I accelerated as the circular ramp neared the merge mark, blinker on, eyes on oncoming traffic, prepared to join the far right lane. What happened next forever changed me.
My tires lost traction and I spun straight out into oncoming traffic. Facing northbound on a southbound highway I saw a white pickup truck, a Semi, and a car coming straight for me. Assuming this was it, the way I would die, I placed my hands over my face and waited for impact. Fear had paralyzed me. A couple seconds (that felt like hours) went by… and nothing. I opened my eyes & saw the white pickup truck had stopped traffic in my lane and was frantically waving me to turn my car around and GO. I assume the Semi and other car must have gone around me, switching lanes to avoid collision. I somehow managed to get my car heading southbound again and drove to the nearest exit where I found a gas station to park and collect myself. Shaking uncontrollably, my heart raced so fast that I thought it might just burst. I almost threw up. It hurt to breathe. But there I was, doing just that, breathing, alive, unscathed.

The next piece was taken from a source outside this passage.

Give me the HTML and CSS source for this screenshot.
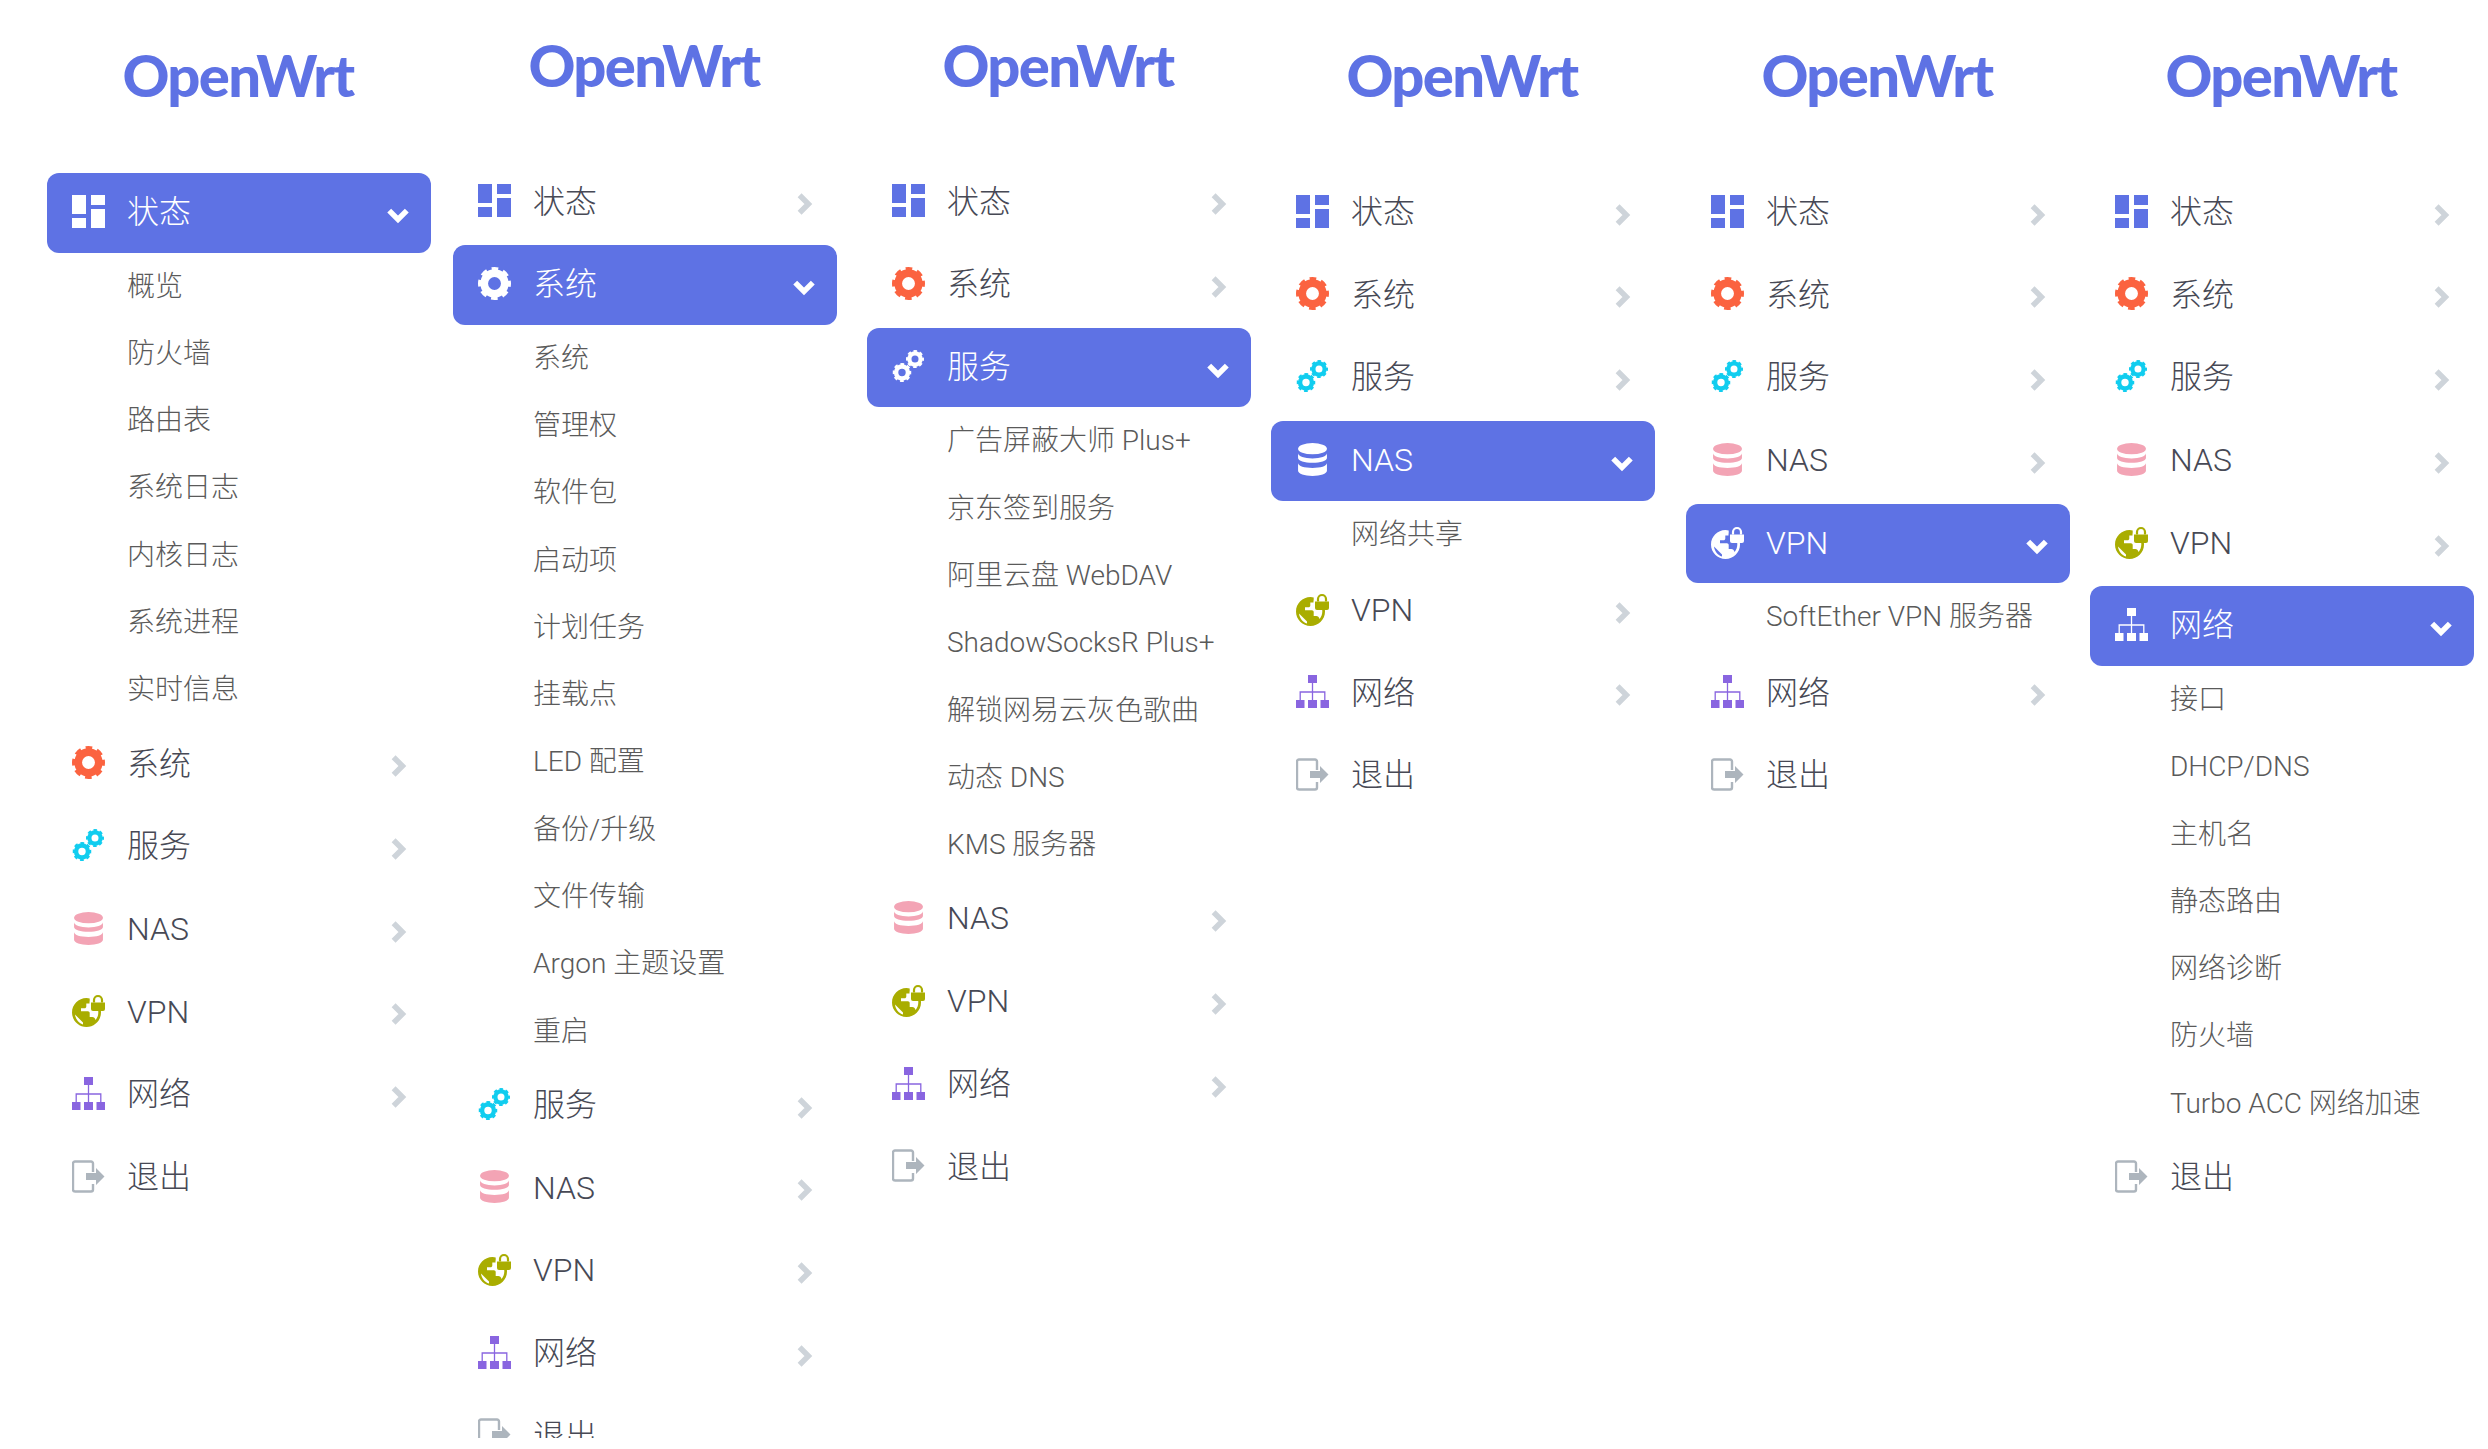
FILE: index.html
```html
<!DOCTYPE html>
<html lang="zh-CN">
<head>
  <meta charset="UTF-8">
  <title>OpenWrt menu</title>
  <link rel="stylesheet" href="styles.css">
</head>
<body>
  <svg class="defs" width="0" height="0">
    <symbol id="i-dash" viewBox="0 0 33 33">
      <path d="M0 0h14v19H0zM19 0h14v10H19zM0 23h14v10H0zM19 14h14v19H19z"/>
    </symbol>
    <symbol id="i-gear" viewBox="0 0 32 32">
      <circle cx="16" cy="16" r="10" fill="none" stroke="currentColor" stroke-width="7.5"/>
      <circle cx="16" cy="16" r="13.500" fill="none" stroke="currentColor" stroke-width="5" stroke-dasharray="6 4.600" stroke-dashoffset="3"/>
    </symbol>
    <symbol id="i-gears" viewBox="0 0 33 33">
      <use href="#i-gear" x="0.500" y="13" width="19" height="19"/>
      <use href="#i-gear" x="14" y="0" width="18" height="18"/>
    </symbol>
    <symbol id="i-db" viewBox="0 0 28 32">
      <ellipse cx="14" cy="5.500" rx="14" ry="5.500"/>
      <path d="M0 10c0 3 6.300 5 14 5s14-2 14-5v4.500c0 2.800-6.300 4.700-14 4.700S0 17.300 0 14.500z"/>
      <path d="M0 19.500c0 3 6.300 4.800 14 4.800s14-1.800 14-4.800V27c0 2.800-6.300 5-14 5S0 29.800 0 27z" />
    </symbol>
    <symbol id="i-vpn" viewBox="0 0 33 33">
      <path fill-rule="evenodd" d="M14.500 4C6.500 4 0 10.500 0 18.500S6.500 33 14.500 33 29 26.500 29 18.500c0-1-.1-2-.3-3H26c.2 1 .3 2 .3 3 0 2.800-1 5.400-2.700 7.400-.6-1.600-1.700-2.900-3.400-2.900h-2.500v-4c0-1-.8-1.800-1.800-1.800H9v-3h3.500c1 0 1.800-.8 1.800-1.800v-3h3.200V7.500h.2V4.500C16.800 4.200 15.700 4 14.500 4zM3 20.500l8 8v2.100C6.600 29.100 3.500 25.200 3 20.500z"/>
      <path d="M19 8.500h14V15a2 2 0 0 1-2 2H21a2 2 0 0 1-2-2z"/>
      <path d="M22 8.500V6a4 4 0 0 1 8 0v2.500" fill="none" stroke="currentColor" stroke-width="2.200"/>
    </symbol>
    <symbol id="i-net" viewBox="0 0 33 33">
      <path d="M12 0h9v8h-9zM0 25h8.500v8H0zM12 25h9v8h-9zM24.500 25H33v8h-8.500z"/>
      <path d="M16.500 8v17M4.200 25v-8h24.600v8" fill="none" stroke="currentColor" stroke-width="1.300"/>
    </symbol>
    <symbol id="i-out" viewBox="0 0 33 33">
      <path d="M21 12V3.500a2 2 0 0 0-2-2H3a2 2 0 0 0-2 2v26a2 2 0 0 0 2 2h16a2 2 0 0 0 2-2V24" fill="none" stroke="currentColor" stroke-width="2.400" transform="translate(0 0)"/>
      <path d="M14 13h10V8l8.500 8.500L24 25v-5H14z"/>
    </symbol>
  </svg>

  <main class="page">

    <section class="col col-1">
      <div class="logo">OpenWrt</div>
      <nav class="menu">
        <a class="row active dash"><svg class="ico"><use href="#i-dash"/></svg><span class="label">状态</span><svg class="arrow" viewBox="0 0 20 20"><path d="M2 6l8 8 8-8"/></svg></a>
        <ul class="sub">
          <li>概览</li><li>防火墙</li><li>路由表</li><li>系统日志</li><li>内核日志</li><li>系统进程</li><li>实时信息</li>
        </ul>
        <a class="row sys"><svg class="ico"><use href="#i-gear"/></svg><span class="label">系统</span><svg class="arrow" viewBox="0 0 20 20"><path d="M6 2l8 8-8 8"/></svg></a>
        <a class="row srv"><svg class="ico"><use href="#i-gears"/></svg><span class="label">服务</span><svg class="arrow" viewBox="0 0 20 20"><path d="M6 2l8 8-8 8"/></svg></a>
        <a class="row nas"><svg class="ico"><use href="#i-db"/></svg><span class="label">NAS</span><svg class="arrow" viewBox="0 0 20 20"><path d="M6 2l8 8-8 8"/></svg></a>
        <a class="row vpn"><svg class="ico"><use href="#i-vpn"/></svg><span class="label">VPN</span><svg class="arrow" viewBox="0 0 20 20"><path d="M6 2l8 8-8 8"/></svg></a>
        <a class="row net"><svg class="ico"><use href="#i-net"/></svg><span class="label">网络</span><svg class="arrow" viewBox="0 0 20 20"><path d="M6 2l8 8-8 8"/></svg></a>
        <a class="row out"><svg class="ico"><use href="#i-out"/></svg><span class="label">退出</span></a>
      </nav>
    </section>

    <section class="col col-2 raised">
      <div class="logo">OpenWrt</div>
      <nav class="menu">
        <a class="row dash"><svg class="ico"><use href="#i-dash"/></svg><span class="label">状态</span><svg class="arrow" viewBox="0 0 20 20"><path d="M6 2l8 8-8 8"/></svg></a>
        <a class="row active sys"><svg class="ico"><use href="#i-gear"/></svg><span class="label">系统</span><svg class="arrow" viewBox="0 0 20 20"><path d="M2 6l8 8 8-8"/></svg></a>
        <ul class="sub">
          <li>系统</li><li>管理权</li><li>软件包</li><li>启动项</li><li>计划任务</li><li>挂载点</li><li>LED 配置</li><li>备份/升级</li><li>文件传输</li><li>Argon 主题设置</li><li>重启</li>
        </ul>
        <a class="row srv"><svg class="ico"><use href="#i-gears"/></svg><span class="label">服务</span><svg class="arrow" viewBox="0 0 20 20"><path d="M6 2l8 8-8 8"/></svg></a>
        <a class="row nas"><svg class="ico"><use href="#i-db"/></svg><span class="label">NAS</span><svg class="arrow" viewBox="0 0 20 20"><path d="M6 2l8 8-8 8"/></svg></a>
        <a class="row vpn"><svg class="ico"><use href="#i-vpn"/></svg><span class="label">VPN</span><svg class="arrow" viewBox="0 0 20 20"><path d="M6 2l8 8-8 8"/></svg></a>
        <a class="row net"><svg class="ico"><use href="#i-net"/></svg><span class="label">网络</span><svg class="arrow" viewBox="0 0 20 20"><path d="M6 2l8 8-8 8"/></svg></a>
        <a class="row out"><svg class="ico"><use href="#i-out"/></svg><span class="label">退出</span></a>
      </nav>
    </section>

    <section class="col col-3 raised">
      <div class="logo">OpenWrt</div>
      <nav class="menu">
        <a class="row dash"><svg class="ico"><use href="#i-dash"/></svg><span class="label">状态</span><svg class="arrow" viewBox="0 0 20 20"><path d="M6 2l8 8-8 8"/></svg></a>
        <a class="row sys"><svg class="ico"><use href="#i-gear"/></svg><span class="label">系统</span><svg class="arrow" viewBox="0 0 20 20"><path d="M6 2l8 8-8 8"/></svg></a>
        <a class="row active srv"><svg class="ico"><use href="#i-gears"/></svg><span class="label">服务</span><svg class="arrow" viewBox="0 0 20 20"><path d="M2 6l8 8 8-8"/></svg></a>
        <ul class="sub">
          <li>广告屏蔽大师 Plus+</li><li>京东签到服务</li><li>阿里云盘 WebDAV</li><li>ShadowSocksR Plus+</li><li>解锁网易云灰色歌曲</li><li>动态 DNS</li><li>KMS 服务器</li>
        </ul>
        <a class="row nas"><svg class="ico"><use href="#i-db"/></svg><span class="label">NAS</span><svg class="arrow" viewBox="0 0 20 20"><path d="M6 2l8 8-8 8"/></svg></a>
        <a class="row vpn"><svg class="ico"><use href="#i-vpn"/></svg><span class="label">VPN</span><svg class="arrow" viewBox="0 0 20 20"><path d="M6 2l8 8-8 8"/></svg></a>
        <a class="row net"><svg class="ico"><use href="#i-net"/></svg><span class="label">网络</span><svg class="arrow" viewBox="0 0 20 20"><path d="M6 2l8 8-8 8"/></svg></a>
        <a class="row out"><svg class="ico"><use href="#i-out"/></svg><span class="label">退出</span></a>
      </nav>
    </section>

    <section class="col col-4">
      <div class="logo">OpenWrt</div>
      <nav class="menu">
        <a class="row dash"><svg class="ico"><use href="#i-dash"/></svg><span class="label">状态</span><svg class="arrow" viewBox="0 0 20 20"><path d="M6 2l8 8-8 8"/></svg></a>
        <a class="row sys"><svg class="ico"><use href="#i-gear"/></svg><span class="label">系统</span><svg class="arrow" viewBox="0 0 20 20"><path d="M6 2l8 8-8 8"/></svg></a>
        <a class="row srv"><svg class="ico"><use href="#i-gears"/></svg><span class="label">服务</span><svg class="arrow" viewBox="0 0 20 20"><path d="M6 2l8 8-8 8"/></svg></a>
        <a class="row active nas"><svg class="ico"><use href="#i-db"/></svg><span class="label">NAS</span><svg class="arrow" viewBox="0 0 20 20"><path d="M2 6l8 8 8-8"/></svg></a>
        <ul class="sub single">
          <li>网络共享</li>
        </ul>
        <a class="row vpn"><svg class="ico"><use href="#i-vpn"/></svg><span class="label">VPN</span><svg class="arrow" viewBox="0 0 20 20"><path d="M6 2l8 8-8 8"/></svg></a>
        <a class="row net"><svg class="ico"><use href="#i-net"/></svg><span class="label">网络</span><svg class="arrow" viewBox="0 0 20 20"><path d="M6 2l8 8-8 8"/></svg></a>
        <a class="row out"><svg class="ico"><use href="#i-out"/></svg><span class="label">退出</span></a>
      </nav>
    </section>

    <section class="col col-5">
      <div class="logo">OpenWrt</div>
      <nav class="menu">
        <a class="row dash"><svg class="ico"><use href="#i-dash"/></svg><span class="label">状态</span><svg class="arrow" viewBox="0 0 20 20"><path d="M6 2l8 8-8 8"/></svg></a>
        <a class="row sys"><svg class="ico"><use href="#i-gear"/></svg><span class="label">系统</span><svg class="arrow" viewBox="0 0 20 20"><path d="M6 2l8 8-8 8"/></svg></a>
        <a class="row srv"><svg class="ico"><use href="#i-gears"/></svg><span class="label">服务</span><svg class="arrow" viewBox="0 0 20 20"><path d="M6 2l8 8-8 8"/></svg></a>
        <a class="row nas"><svg class="ico"><use href="#i-db"/></svg><span class="label">NAS</span><svg class="arrow" viewBox="0 0 20 20"><path d="M6 2l8 8-8 8"/></svg></a>
        <a class="row active vpn"><svg class="ico"><use href="#i-vpn"/></svg><span class="label">VPN</span><svg class="arrow" viewBox="0 0 20 20"><path d="M2 6l8 8 8-8"/></svg></a>
        <ul class="sub single">
          <li>SoftEther VPN 服务器</li>
        </ul>
        <a class="row net"><svg class="ico"><use href="#i-net"/></svg><span class="label">网络</span><svg class="arrow" viewBox="0 0 20 20"><path d="M6 2l8 8-8 8"/></svg></a>
        <a class="row out"><svg class="ico"><use href="#i-out"/></svg><span class="label">退出</span></a>
      </nav>
    </section>

    <section class="col col-6">
      <div class="logo">OpenWrt</div>
      <nav class="menu">
        <a class="row dash"><svg class="ico"><use href="#i-dash"/></svg><span class="label">状态</span><svg class="arrow" viewBox="0 0 20 20"><path d="M6 2l8 8-8 8"/></svg></a>
        <a class="row sys"><svg class="ico"><use href="#i-gear"/></svg><span class="label">系统</span><svg class="arrow" viewBox="0 0 20 20"><path d="M6 2l8 8-8 8"/></svg></a>
        <a class="row srv"><svg class="ico"><use href="#i-gears"/></svg><span class="label">服务</span><svg class="arrow" viewBox="0 0 20 20"><path d="M6 2l8 8-8 8"/></svg></a>
        <a class="row nas"><svg class="ico"><use href="#i-db"/></svg><span class="label">NAS</span><svg class="arrow" viewBox="0 0 20 20"><path d="M6 2l8 8-8 8"/></svg></a>
        <a class="row vpn"><svg class="ico"><use href="#i-vpn"/></svg><span class="label">VPN</span><svg class="arrow" viewBox="0 0 20 20"><path d="M6 2l8 8-8 8"/></svg></a>
        <a class="row active net"><svg class="ico"><use href="#i-net"/></svg><span class="label">网络</span><svg class="arrow" viewBox="0 0 20 20"><path d="M2 6l8 8 8-8"/></svg></a>
        <ul class="sub">
          <li>接口</li><li>DHCP/DNS</li><li>主机名</li><li>静态路由</li><li>网络诊断</li><li>防火墙</li><li>Turbo ACC 网络加速</li>
        </ul>
        <a class="row out"><svg class="ico"><use href="#i-out"/></svg><span class="label">退出</span></a>
      </nav>
    </section>

  </main>
</body>
</html>
```

FILE: styles.css
```css
* {
  box-sizing: border-box;
}
html, body {
  margin: 0;
  padding: 0;
  background: #fff;
}
body {
  font-family: Roboto, "Noto Sans CJK SC", sans-serif;
  font-weight: 300;
  overflow: hidden;
}
.defs {
  position: absolute;
}

.page {
  display: flex;
  height: 1438px;
  overflow: hidden;
}
.col {
  width: 384px;
  flex: none;
  padding-top: 173px;
  position: relative;
}
.col.raised {
  padding-top: 162.5px;
}
.col-1 { margin-left: 47px; }
.col-2 { margin-left: 22px; }
.col-3 { margin-left: 30px; }
.col-4 { margin-left: 20px; }
.col-5 { margin-left: 31px; }
.col-6 { margin-left: 20px; }

.logo {
  position: absolute;
  top: 29px;
  left: -2px;
  right: 0;
  text-align: center;
  font-family: Lato, sans-serif;
  font-weight: 900;
  font-size: 58px;
  letter-spacing: -1.7px;
  line-height: 92px;
  color: #5e72e4;
}
.col.raised .logo {
  top: 19px;
}

.row {
  display: flex;
  align-items: center;
  height: 79.5px;
  margin-bottom: 3.2px;
  padding: 0 22px 0 25px;
  border-radius: 12px;
  font-size: 32px;
  color: #474955;
}
.row.active {
  background: #5e72e4;
  color: #fff;
  margin-bottom: 0;
}
.ico {
  width: 33px;
  height: 33px;
  flex: none;
  margin-right: 22px;
  margin-top: -3px;
  fill: currentColor;
  color: inherit;
}
.dash .ico { color: #5e72e4; }
.sys .ico { color: #fb6340; }
.srv .ico { color: #11cdef; }
.nas .ico { color: #f3a4b5; }
.vpn .ico { color: #a9ad00; }
.net .ico { color: #8965e0; }
.out .ico { color: #adb5bd; }
.row.active .ico { color: #fff; }

.label {
  flex: 1;
  margin-top: -1.5px;
  line-height: 1;
}
.arrow {
  width: 22px;
  height: 22px;
  flex: none;
  fill: none;
  stroke: #ced4da;
  stroke-width: 5;
  margin-top: 4px;
}
.row.active .arrow {
  stroke: #fff;
}

.sub {
  list-style: none;
  margin: 0 0 1px;
  padding: 0 0 0 80px;
}
.sub.single {
  margin-bottom: 3px;
}
.sub li {
  height: 67.3px;
  line-height: 67.3px;
  font-size: 28px;
  color: #5a5a5a;
  white-space: nowrap;
}
```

‘What do I do?!’ I thought. Should I call 911? No, there was no wreck… but how do I just go on with life and drive to my “post-college house” like nothing happened, like I wasn’t just nearly killed?! I managed to dial the numbers to call home, hopeful to reach my mom. My then 15 year old brother answered and reported mom was away. I tried to explain to him what happened with my shaking voice and intermittent sobs and just kept saying, “I just died, I should have just died…” He assured me that I was in fact very much alive and that I would be okay…in a 15 year old boy sort of way. (Thanks Brian!)
It took a while, but eventually I was able to muster up the energy and courage to drive the rest of the way home. That night I wrote out, on yellow loose leaf lined paper, my life goals & philosophies. I saw the event that happened earlier in the evening as my “second chance at life”, another shot at REALLY living, at living with PURPOSE.
The guy I had just started dating (my now husband) thought I was nuts. I talked of moving to Africa and all kinds of “crazy” thoughts, hopes, dreams. I had this newfound zest for life, this desire to make a difference, to be ON MISSION for God. To stop drifting through life, allowing the winds of the broken world to determine the direction of my sails.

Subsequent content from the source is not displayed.